Steady progress saw the team rise to P5 in the Constructors' Championship for the 1972 season, beating the likes of BRM, Matra and Brabham. Mike Hailwood scored their best result of a second place at that season's Italian GP.
Although one further podium was achieved by Carlos Pace in 1973, the Surtees team underwent a few stages of underfunding, which led to a slow results decline before their closure in 1978.
Jack Brabham - Brabham (Motor Racing Developments Ltd.) - 1962-1992
By far and away the most successful team on this list, Brabham (then 'only' a two-time F1 champion) and engineer Ron Tauranac set up the Brabham team to compete from 1962, after a couple of years of focusing on lower formulae cars.
They were a winning outfit by 1964, with Dan Gurney taking the team's first victories in France and Mexico.
Brabham himself drove for his own team from it's inaugural season, right up to his retirement year of 1970, remarkably taking the 1966 Drivers' Championship. In doing so, he became the only driver to win an F1 title in their own car. Brabham were Constructors' champion for '66 and '67.

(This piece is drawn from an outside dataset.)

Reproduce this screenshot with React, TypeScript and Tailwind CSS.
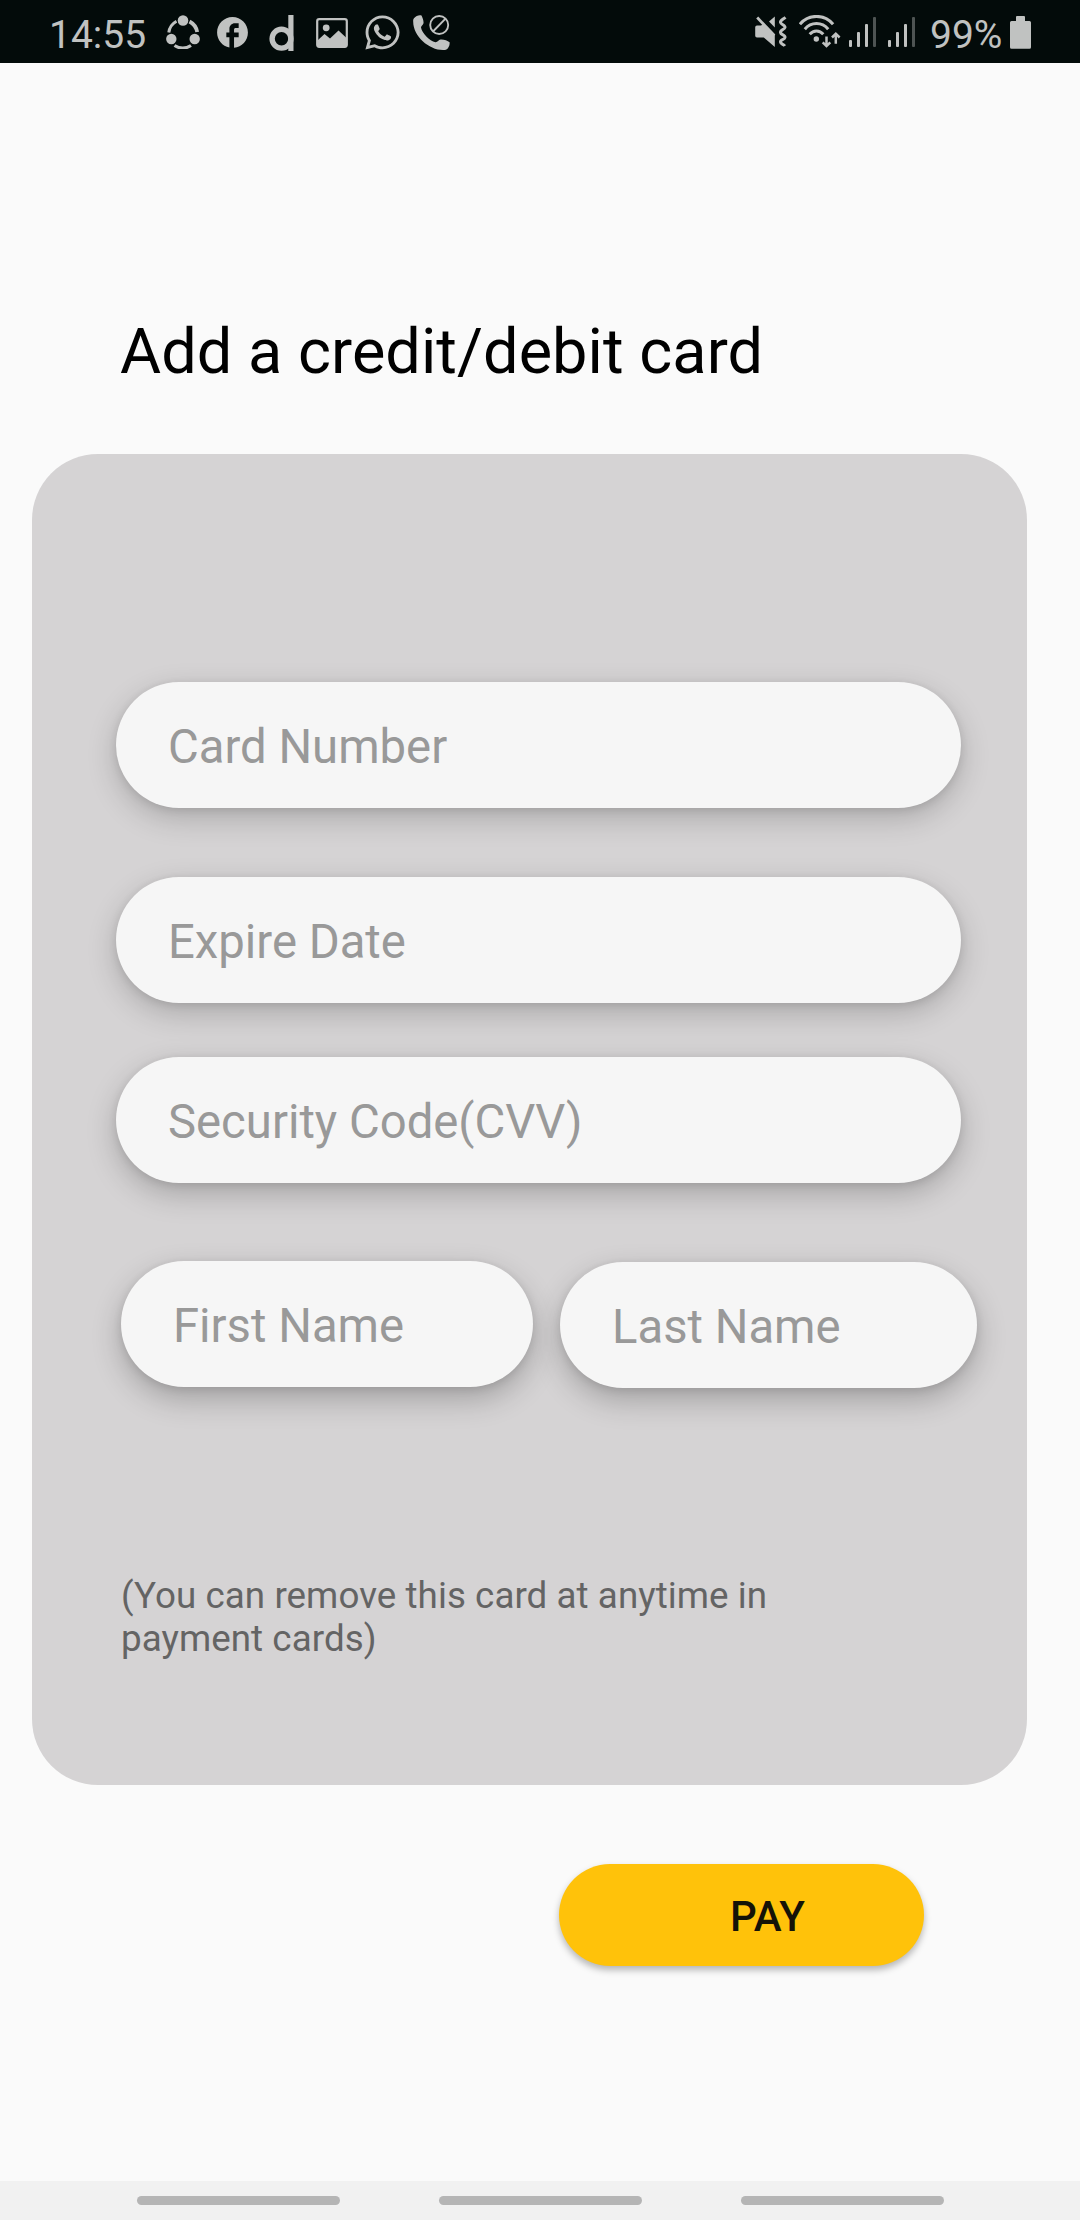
import React from "react";
import { MdFacebook } from "react-icons/md";
import { FaWhatsapp } from "react-icons/fa";

function ShareIcon() {
  return (
    <svg className="ml-[14px] h-[34px] w-[34px]" viewBox="0 0 34 34" fill="currentColor">
      <circle cx="17" cy="5.5" r="5.3" />
      <circle cx="5.3" cy="24" r="5.2" />
      <circle cx="28.7" cy="24" r="5.2" />
      <g fill="none" stroke="currentColor">
        <path d="M10.5 6.2A15 15 0 0 0 2.8 17.5" strokeWidth="3" />
        <path d="M23.5 6.5A15 15 0 0 1 31.2 17" strokeWidth="3.8" />
        <path d="M8.5 30.500A15.5 15.5 0 0 0 25 30.500" strokeWidth="3.2" />
      </g>
    </svg>
  );
}

function DIcon() {
  return (
    <svg className="mt-[3px] ml-[18px] h-[36px] w-[26px]" viewBox="0 0 26 36" fill="none" stroke="currentColor">
      <circle cx="12.5" cy="23.7" r="9.4" strokeWidth="5.4" />
      <rect x="19.3" y="0" width="5.2" height="36" fill="currentColor" stroke="none" />
    </svg>
  );
}

function ImageIcon() {
  return (
    <svg className="mt-[2px] ml-[21px] h-[30px] w-[32px]" viewBox="0 0 32 30" fill="none">
      <rect x="1.2" y="1.2" width="29.6" height="27.6" rx="2" stroke="currentColor" strokeWidth="2.2" />
      <circle cx="10.2" cy="9.8" r="3.4" fill="currentColor" />
      <path d="M2 22l6.5-6 5.5 4.5L22.500 12.500 30 19.500V28H2z" fill="currentColor" />
    </svg>
  );
}

function CallBlockedIcon() {
  return (
    <svg className="mt-[2px] ml-[11px] h-[36px] w-[37px]" viewBox="0 0 37 36" fill="none">
      <path
        d="M1 3.200C3 .8 6.500-.3 8.500.600 9.700 3 10.800 6 10.500 8.200 10 10 8 11 8 12.500 9 18 16.500 26 22.500 27.300 24.500 27.500 25.500 25 27.500 24.600 30.500 24.300 34.500 25.500 36.600 27.300 37 30 35.500 33.500 33 34.800 18 37 0 22 .2 6.500 0 5 .3 4 1 3.200z"
        fill="currentColor"
      />
      <circle cx="26.200" cy="10" r="9" stroke="currentColor" strokeWidth="1.900" />
      <path d="M20 16.500L32.500 3.700" stroke="currentColor" strokeWidth="1.900" />
    </svg>
  );
}

function MuteIcon() {
  return (
    <svg className="mt-px h-[32px] w-[32px]" viewBox="0 0 32 32" fill="none">
      <path d="M2 9.500H6L9 7.500 19.800 18.500V31L8.800 21.500H2Q.2 21.500.2 19.700V11.300Q.2 9.500 2 9.500z" fill="currentColor" />
      <path d="M19.800.500V11.500L14 5.500z" fill="currentColor" />
      <path d="M2.200 1.500L19.300 19.500" stroke="currentColor" strokeWidth="2.800" />
      <path d="M30.500 1.300C28 3.500 25 4.500 25.500 6.500S30.500 9.500 30 11.500 25.200 14 25.500 16.500 30.500 19 30 21.500 25.200 23.500 25.500 26 28.500 28 29.800 30" stroke="currentColor" strokeWidth="3" />
    </svg>
  );
}

function WifiIcon() {
  return (
    <svg className="ml-[12px] h-[34px] w-[42px]" viewBox="0 0 42 34" fill="none" stroke="currentColor">
      <g strokeWidth="3">
        <path d="M.9 9.200C9.500-1.200 25.500-1.200 34.100 9.200" />
        <path d="M5.800 14.200C12 6.700 23 6.700 29.200 14.200" />
        <path d="M10.700 19.200C14.500 14.800 20.500 14.800 24.300 19.200" />
      </g>
      <circle cx="17.300" cy="24" r="2.700" fill="currentColor" stroke="none" />
      <g strokeWidth="2.500">
        <path d="M27.500 21.500V31M23.700 27.300L27.500 31.100 31.300 27.300" />
        <path d="M36.800 28.800V19M33 22.500L36.800 18.700 40.600 22.500" />
      </g>
    </svg>
  );
}

function SignalBars({ gap }: { gap: string }) {
  return (
    <div className={`mt-px flex h-[30px] w-[27px] items-end justify-between ${gap}`}>
      <i className="h-[7px] w-[3px] rounded-[1px] bg-current" />
      <i className="h-[15px] w-[3px] rounded-[1px] bg-current" />
      <i className="h-[23px] w-[3px] rounded-[1px] bg-current" />
      <i className="h-[30px] w-[3px] rounded-[1px] bg-current opacity-40" />
    </div>
  );
}

function BatteryIcon() {
  return (
    <svg className="mt-[2px] ml-[8px] h-[33px] w-[21px]" viewBox="0 0 21 33" fill="currentColor">
      <path d="M6 1Q6 0 7 0H14Q15 0 15 1V5H19.500Q21 5 21 6.500V31.200Q21 32.700 19.500 32.700H1.500Q0 32.700 0 31.200V6.500Q0 5 1.500 5H6z" />
    </svg>
  );
}

function StatusBar() {
  return (
    <header className="flex h-[63px] items-center bg-[#030b0a] pr-[49px] pl-[49px] text-[#c0c2c1]">
      <span className="mt-[7px] w-[103px] text-[39px] leading-none whitespace-nowrap">14:55</span>
      <ShareIcon />
      <MdFacebook className="mt-[2px] ml-[14px] size-[37px]" />
      <DIcon />
      <ImageIcon />
      <FaWhatsapp className="mt-[2px] ml-[15px] size-[39px]" />
      <CallBlockedIcon />
      <div className="ml-auto flex items-center">
        <MuteIcon />
        <WifiIcon />
        <SignalBars gap="ml-[8px]" />
        <SignalBars gap="ml-[12px]" />
        <span className="mt-[7px] ml-[15px] w-[72px] text-[39px] leading-none whitespace-nowrap">99%</span>
        <BatteryIcon />
      </div>
    </header>
  );
}

function Field({ label, className }: { label: string; className: string }) {
  return (
    <div
      className={`flex h-[126px] items-center rounded-full bg-[#f6f6f6] pt-[5px] pl-[52px] text-[47.25px] whitespace-nowrap text-[#999999] ${className}`}
    >
      {label}
    </div>
  );
}

export default function App() {
  return (
    <div className="flex h-[2220px] w-[1080px] flex-col bg-[#fafafa] font-['Roboto',sans-serif]">
      <StatusBar />
      <h1 className="mt-[252px] ml-[120px] text-[63px] leading-[74px] tracking-[0.06px] whitespace-nowrap text-black">
        Add a credit/debit card
      </h1>
      <main className="mt-[65px] ml-[32px] flex h-[1331px] w-[995px] flex-col rounded-[66px] bg-[#d5d3d4] pt-[228px] pl-[84px]">
        <Field label="Card Number" className="w-[845px] shadow-[0_10px_30px_rgba(0,0,0,0.2),0_2px_8px_rgba(0,0,0,0.1)]" />
        <Field label="Expire Date" className="mt-[69px] w-[845px] shadow-[0_10px_30px_rgba(0,0,0,0.2),0_2px_8px_rgba(0,0,0,0.1)]" />
        <Field label="Security Code(CVV)" className="mt-[54px] w-[845px] shadow-[0_11px_30px_rgba(0,0,0,0.22),0_2px_8px_rgba(0,0,0,0.1)]" />
        <div className="mt-[78px] ml-[5px] flex gap-[27px]">
          <Field label="First Name" className="w-[412px] shadow-[0_12px_30px_rgba(0,0,0,0.24),0_2px_8px_rgba(0,0,0,0.1)]" />
          <Field label="Last Name" className="mt-px w-[417px] shadow-[0_12px_30px_rgba(0,0,0,0.24),0_2px_8px_rgba(0,0,0,0.1)]" />
        </div>
        <p className="mt-[186px] ml-[5px] w-[700px] text-[36.75px] leading-[43px] tracking-[0.06px] text-[#646464]">
          (You can remove this card at anytime in
          <br />
          payment cards)
        </p>
      </main>
      <button className="mt-[79px] ml-[559px] flex h-[102px] w-[365px] items-center rounded-full bg-[#ffc20a] pt-[2px] pl-[171px] text-[42px] font-medium text-[#151307] shadow-[0_4px_7px_rgba(0,0,0,0.28)]">
        PAY
      </button>
      <nav className="mt-auto flex h-[39px] items-center justify-center gap-[99px] bg-[#f1f1f1]">
        <i className="h-[9px] w-[203px] rounded-full bg-[#b5b5b5]" />
        <i className="h-[9px] w-[203px] rounded-full bg-[#b5b5b5]" />
        <i className="h-[9px] w-[203px] rounded-full bg-[#b5b5b5]" />
      </nav>
    </div>
  );
}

In the 'Bernie Ecclestone era' from 1972-1987, wins continued (including in the legendary 'fan car' of 1978), but the same championship highs were not hit again until Nelson Piquet took two of his three titles in Brabham cars (1981 & 1983).
The team's final win came at the hands of Piquet in France '85, before the team's gradual decline. Ownership controversies hit the team before it pulled out of the sport partway through a woeful 1992 season.